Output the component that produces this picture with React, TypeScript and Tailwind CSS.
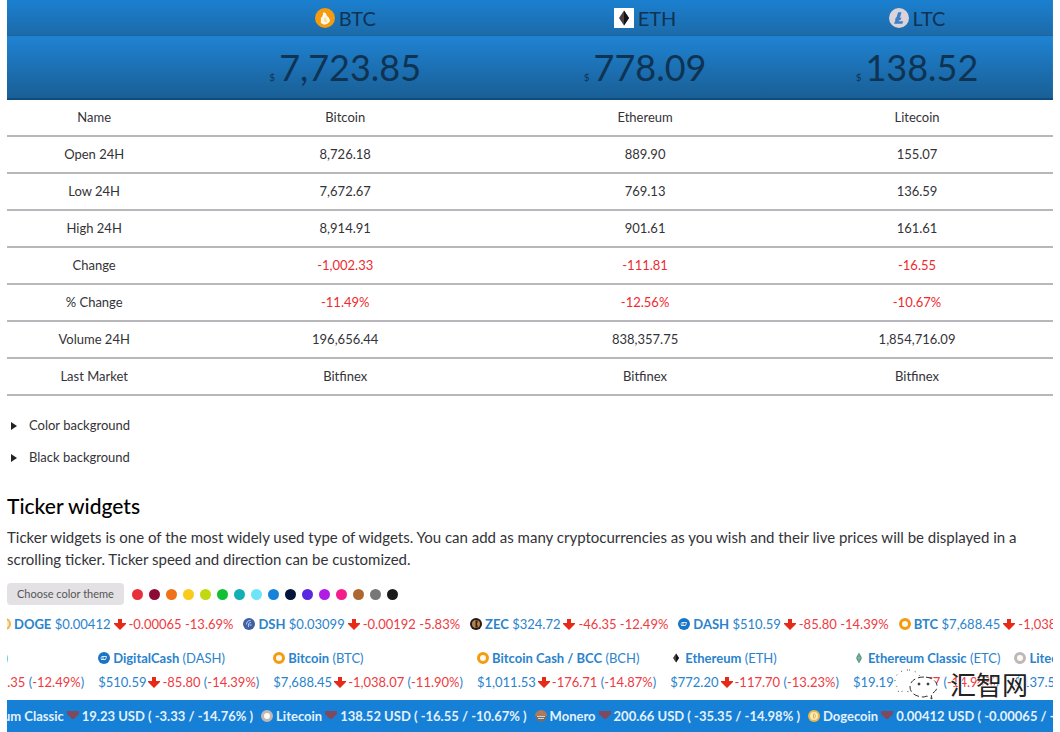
import { useState } from 'react'
import clsx from 'clsx'

type CoinName = 'btc' | 'eth' | 'ltc' | 'dash' | 'dsh' | 'zec' | 'etc' | 'xmr' | 'doge'

const coins = [
  { icon: 'btc', symbol: 'BTC', price: '7,723.85' },
  { icon: 'eth', symbol: 'ETH', price: '778.09' },
  { icon: 'ltc', symbol: 'LTC', price: '138.52' },
] as const

const rows = [
  { label: 'Name', values: ['Bitcoin', 'Ethereum', 'Litecoin'] },
  { label: 'Open 24H', values: ['8,726.18', '889.90', '155.07'] },
  { label: 'Low 24H', values: ['7,672.67', '769.13', '136.59'] },
  { label: 'High 24H', values: ['8,914.91', '901.61', '161.61'] },
  { label: 'Change', values: ['-1,002.33', '-111.81', '-16.55'], down: true },
  { label: '% Change', values: ['-11.49%', '-12.56%', '-10.67%'], down: true },
  { label: 'Volume 24H', values: ['196,656.44', '838,357.75', '1,854,716.09'] },
  { label: 'Last Market', values: ['Bitfinex', 'Bitfinex', 'Bitfinex'] },
]

const themes = [
  { name: 'Red', color: 'bg-[#e8303a]' },
  { name: 'Maroon', color: 'bg-[#8c0a35]' },
  { name: 'Orange', color: 'bg-[#f0711a]' },
  { name: 'Yellow', color: 'bg-[#fbcb1c]' },
  { name: 'Lime', color: 'bg-[#bfd912]' },
  { name: 'Green', color: 'bg-[#12bf35]' },
  { name: 'Teal', color: 'bg-[#12b0b4]' },
  { name: 'Sky', color: 'bg-[#6fe4f8]' },
  { name: 'Blue', color: 'bg-[#1583dc]' },
  { name: 'Navy', color: 'bg-[#05143a]' },
  { name: 'Violet', color: 'bg-[#5a28e0]' },
  { name: 'Purple', color: 'bg-[#b01be6]' },
  { name: 'Pink', color: 'bg-[#f51c8c]' },
  { name: 'Brown', color: 'bg-[#ad6832]' },
  { name: 'Gray', color: 'bg-[#777777]' },
  { name: 'Black', color: 'bg-[#1a1a1c]' },
]

const compactTicker: { icon: CoinName; symbol: string; price: string; change: string }[] = [
  { icon: 'doge', symbol: 'DOGE', price: '$0.00412', change: '-0.00065 -13.69%' },
  { icon: 'dsh', symbol: 'DSH', price: '$0.03099', change: '-0.00192 -5.83%' },
  { icon: 'zec', symbol: 'ZEC', price: '$324.72', change: '-46.35 -12.49%' },
  { icon: 'dash', symbol: 'DASH', price: '$510.59', change: '-85.80 -14.39%' },
  { icon: 'btc', symbol: 'BTC', price: '$7,688.45', change: '-1,038.07 -11.90%' },
]

const stackedTicker: {
  icon: CoinName
  name: string
  symbol: string
  price: string
  change: string
  percent: string
}[] = [
  { icon: 'zec', name: 'ZCash', symbol: 'ZEC', price: '$324.72', change: '-46.35', percent: '-12.49%' },
  { icon: 'dash', name: 'DigitalCash', symbol: 'DASH', price: '$510.59', change: '-85.80', percent: '-14.39%' },
  { icon: 'btc', name: 'Bitcoin', symbol: 'BTC', price: '$7,688.45', change: '-1,038.07', percent: '-11.90%' },
  { icon: 'btc', name: 'Bitcoin Cash / BCC', symbol: 'BCH', price: '$1,011.53', change: '-176.71', percent: '-14.87%' },
  { icon: 'eth', name: 'Ethereum', symbol: 'ETH', price: '$772.20', change: '-117.70', percent: '-13.23%' },
  { icon: 'etc', name: 'Ethereum Classic', symbol: 'ETC', price: '$19.19', change: '-3.77', percent: '-14.94%' },
  { icon: 'ltc', name: 'Litecoin', symbol: 'LTC', price: '$137.50', change: '-17.57', percent: '-11.33%' },
]

const barTicker: { icon: CoinName; name: string; text: string }[] = [
  { icon: 'etc', name: 'Ethereum Classic', text: '19.23 USD ( -3.33 / -14.76% )' },
  { icon: 'ltc', name: 'Litecoin', text: '138.52 USD ( -16.55 / -10.67% )' },
  { icon: 'xmr', name: 'Monero', text: '200.66 USD ( -35.35 / -14.98% )' },
  { icon: 'doge', name: 'Dogecoin', text: '0.00412 USD ( -0.00065 / -13.69% )' },
]

function CoinIcon({ name, className }: { name: CoinName; className: string }) {
  return (
    <svg viewBox="0 0 24 24" className={clsx('shrink-0', className)} aria-hidden="true">
      {name === 'btc' && (
        <>
          <circle cx="12" cy="12" r="12" fill="#f49b0f" />
          <path d="M10 5l3 1 1 3 3 3 1 4-3 3-4 1-4-2V12l2-2z" fill="#fff8e8" />
          <path d="M11 11l3 1-1 1 2 2-1 2h-3z" fill="#fbdc9c" />
        </>
      )}
      {name === 'eth' && (
        <>
          <path d="M12 3l6 9-6 9-6-9z" fill="#4a3f42" />
          <path d="M12 3v18l6-9z" fill="#15121c" />
        </>
      )}
      {name === 'ltc' && (
        <>
          <circle cx="12" cy="12" r="12" fill="#dcd3d9" />
          <path d="M11 5h4l-2 7 2-1-1 3-2 1-1 1h6l-1 3H6l2-5-1 1 1-3 1-1z" fill="#3a7fca" />
        </>
      )}
      {name === 'dash' && (
        <>
          <circle cx="12" cy="12" r="12" fill="#1a75c4" />
          <path d="M7 9h10l-2 6H6M5 12h7" stroke="#d8eafa" strokeWidth="2" fill="none" />
        </>
      )}
      {name === 'dsh' && (
        <>
          <circle cx="12" cy="12" r="12" fill="#3f60a4" />
          <path d="M15 5c-6 0-8 4-8 8M16 9c-5 0-6 4-5 9M17 14h-4" stroke="#c4d2ec" strokeWidth="2" fill="none" />
        </>
      )}
      {name === 'zec' && (
        <>
          <circle cx="12" cy="12" r="12" fill="#231a18" />
          <circle cx="12" cy="12" r="8" fill="#b9814e" />
          <path d="M11 5h5l-2 7 2 7h-5z" fill="#33231b" />
        </>
      )}
      {name === 'etc' && (
        <>
          <path d="M12 1l6 11-6 11-6-11z" fill="#4c9277" />
          <path d="M12 5v14M7 12h10" stroke="#d5e7df" strokeWidth="1" />
        </>
      )}
      {name === 'xmr' && (
        <>
          <path d="M0 12a12 12 0 0124 0z" fill="#ad7b5b" />
          <path d="M0 12h24a12 12 0 01-24 0z" fill="#6b7075" />
          <path d="M4 13h16M6 17h12" stroke="#ddd0c4" strokeWidth="2" fill="none" />
        </>
      )}
      {name === 'doge' && (
        <>
          <circle cx="12" cy="12" r="12" fill="#e8b84a" />
          <circle cx="12" cy="12" r="8" fill="#f9e9b8" />
          <path d="M11 8v8h1c4 0 4-8 0-8z" stroke="#e2b24a" strokeWidth="2" fill="none" />
        </>
      )}
    </svg>
  )
}

function RingIcon({ color }: { color: string }) {
  return (
    <svg viewBox="0 0 24 24" className="size-3 shrink-0" aria-hidden="true">
      <circle cx="12" cy="12" r="9" fill="#fffaf0" stroke={color} strokeWidth="6" />
    </svg>
  )
}

function TickerIcon({ name }: { name: CoinName }) {
  if (name === 'btc') return <RingIcon color="#f49b0f" />
  if (name === 'ltc') return <RingIcon color="#bdb8ba" />
  return <CoinIcon name={name} className="size-3" />
}

function DownArrow() {
  return (
    <svg viewBox="0 0 12 12" className="size-3 shrink-0" aria-hidden="true">
      <path d="M4 1h4v4h4v1l-6 6-6-6V5h4z" fill="#e62a17" />
    </svg>
  )
}

export default function App() {
  const [theme, setTheme] = useState('Blue')

  return (
    <main className="relative overflow-hidden bg-white px-[7px] font-['Lato',sans-serif] text-[#333338]">
      <table className="w-full table-fixed border-separate border-spacing-0 text-center text-[13px]">
        <colgroup>
          <col className="w-1/6" />
          <col />
          <col className="w-[26%]" />
          <col className="w-[26%]" />
        </colgroup>
        <thead className="text-[#0f3353]">
          <tr className="h-9 bg-linear-to-b from-[#1b80d0] to-[#1c6aa8]">
            <td className="border-b border-[#1a65a0]" />
            {coins.map((coin) => (
              <th key={coin.symbol} scope="col" className="border-b border-[#1a65a0] p-0 text-xl leading-7 font-normal">
                <div className="flex items-center justify-center gap-1">
                  <span className={clsx('flex', coin.icon === 'eth' && 'bg-white')}>
                    <CoinIcon name={coin.icon} className="size-5" />
                  </span>
                  {coin.symbol}
                </div>
              </th>
            ))}
          </tr>
          <tr className="h-16 bg-linear-to-b from-[#1f83d3] to-[#195e94]">
            <td className="border-b-2 border-[#0f4c80]" />
            {coins.map((coin) => (
              <td key={coin.symbol} className="border-b-2 border-[#0f4c80] p-0">
                <span className="mr-1 text-[10px]">$</span>
                <span className="text-4xl">{coin.price}</span>
              </td>
            ))}
          </tr>
        </thead>
        <tbody>
          {rows.map((row) => (
            <tr key={row.label} className="h-[37px]">
              <th scope="row" className="border-b-2 border-[#b8b8bc] p-0 font-normal">{row.label}</th>
              {row.values.map((value, i) => (
                <td key={i} className={clsx('border-b-2 border-[#b8b8bc] p-0', row.down && 'text-[#ee2a30]')}>
                  {value}
                </td>
              ))}
            </tr>
          ))}
        </tbody>
      </table>

      {/* Collapsed variants */}
      <div className="mt-[14px] flex flex-col items-start text-[13px]">
        {['Color background', 'Black background'].map((label) => (
          <button key={label} type="button" className="flex h-8 items-center gap-3 pl-1">
            <svg viewBox="0 0 6 8" className="h-2 w-1.5" aria-hidden="true">
              <path d="M0 0l6 4-6 4z" fill="#222226" />
            </svg>
            {label}
          </button>
        ))}
      </div>

      <h2 className="mt-4 text-[21px] leading-8 font-medium text-black">Ticker widgets</h2>
      <p className="mt-1 text-[15px] leading-[22px]">
        Ticker widgets is one of the most widely used type of widgets. You can add as many cryptocurrencies as you wish
        and their live prices will be displayed in a scrolling ticker. Ticker speed and direction can be customized.
      </p>

      {/* Theme picker */}
      <div className="mt-3 flex h-6 items-center">
        <span className="rounded-sm bg-[#e3e1e3] px-[10px] text-[11px] leading-[22px] text-[#555558]">
          Choose color theme
        </span>
        <div className="ml-2 flex gap-[6px]">
          {themes.map((t) => (
            <button
              key={t.name}
              type="button"
              aria-label={t.name}
              aria-pressed={theme === t.name}
              onClick={() => setTheme(t.name)}
              className={clsx('size-[11px] rounded-full', t.color)}
            />
          ))}
        </div>
      </div>

      {/* One line ticker */}
      <div className="mt-2 overflow-hidden text-[13px] leading-5 whitespace-nowrap text-[#2a83cc]">
        <div className="-ml-2 flex gap-[10px]">
          {compactTicker.map((item) => (
            <a key={item.symbol} href="#" className="flex shrink-0 items-center gap-[3px]">
              <TickerIcon name={item.icon} />
              <span><b>{item.symbol}</b> {item.price}</span>
              <DownArrow />
              <span className="text-[#ee3b42]">{item.change}</span>
            </a>
          ))}
        </div>
      </div>

      {/* Two line ticker */}
      <div className="mt-3 overflow-hidden text-[13px] leading-6 whitespace-nowrap text-[#2a83cc]">
        <div className="-ml-[84px] flex gap-[14px]">
          {stackedTicker.map((item) => (
            <a key={item.name} href="#" className="shrink-0">
              <div className="flex items-center gap-[3px]">
                <TickerIcon name={item.icon} />
                <span><b>{item.name}</b> ({item.symbol})</span>
              </div>
              <div className="flex items-center gap-[2px]">
                {item.price}
                <DownArrow />
                <span>
                  <span className="text-[#ee3b42]">{item.change}</span> (
                  <span className="text-[#ee3b42]">{item.percent}</span>)
                </span>
              </div>
            </a>
          ))}
        </div>
      </div>

      {/* Filled ticker */}
      <div className="mt-[6px] overflow-hidden bg-[#1580d6] text-[13px] leading-8 font-bold whitespace-nowrap text-[#e4f1fc]">
        <div className="-ml-[57px] flex gap-2">
          {barTicker.map((item) => (
            <a key={item.name} href="#" className="flex shrink-0 items-center gap-[3px]">
              <TickerIcon name={item.icon} />
              {item.name}
              <svg viewBox="0 0 12 12" className="size-3 shrink-0" aria-hidden="true">
                <path d="M0 1h12v3L7 9H5L0 4z" fill="#7e4a60" />
              </svg>
              {item.text}
            </a>
          ))}
        </div>
      </div>

      {/* Site mark */}
      <div className="absolute right-8 bottom-8 flex items-center gap-3">
        <svg viewBox="0 0 44 32" className="h-8 w-11" fill="#fff" stroke="#333" aria-hidden="true">
          <path d="M14 2C6 2 1 7 1 13c0 4 2 6 4 8l-1 4 5-2c8 2 18-2 18-10C27 7 22 2 14 2z" stroke="#555" strokeDasharray="1 5" />
          <path d="M30 9c-8 0-14 4-14 10s6 10 14 10l3-1 5 3-1-5c4-2 6-4 6-8 0-5-6-9-13-9z" strokeDasharray="6 3" />
          <circle cx="25" cy="16" r="1" fill="#333" />
          <circle cx="34" cy="16" r="1" fill="#333" />
        </svg>
        <span className="font-['Noto_Sans_CJK_SC',sans-serif] text-[26px] leading-8 text-[#222] [text-shadow:-1px_-1px_0_#fff,1px_0_0_#fff]">
          汇智网
        </span>
      </div>
    </main>
  )
}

::::::::

EXERCISE AIM
Restate exactly, please, only the lines between the start of the data and the line containing "type CoinName = 'btc'", both ends included, skipping the pictures.

EXERCISE ANSWER
Output the component that produces this picture with React, TypeScript and Tailwind CSS.
import { useState } from 'react'
import clsx from 'clsx'

type CoinName = 'btc' | 'eth' | 'ltc' | 'dash' | 'dsh' | 'zec' | 'etc' | 'xmr' | 'doge'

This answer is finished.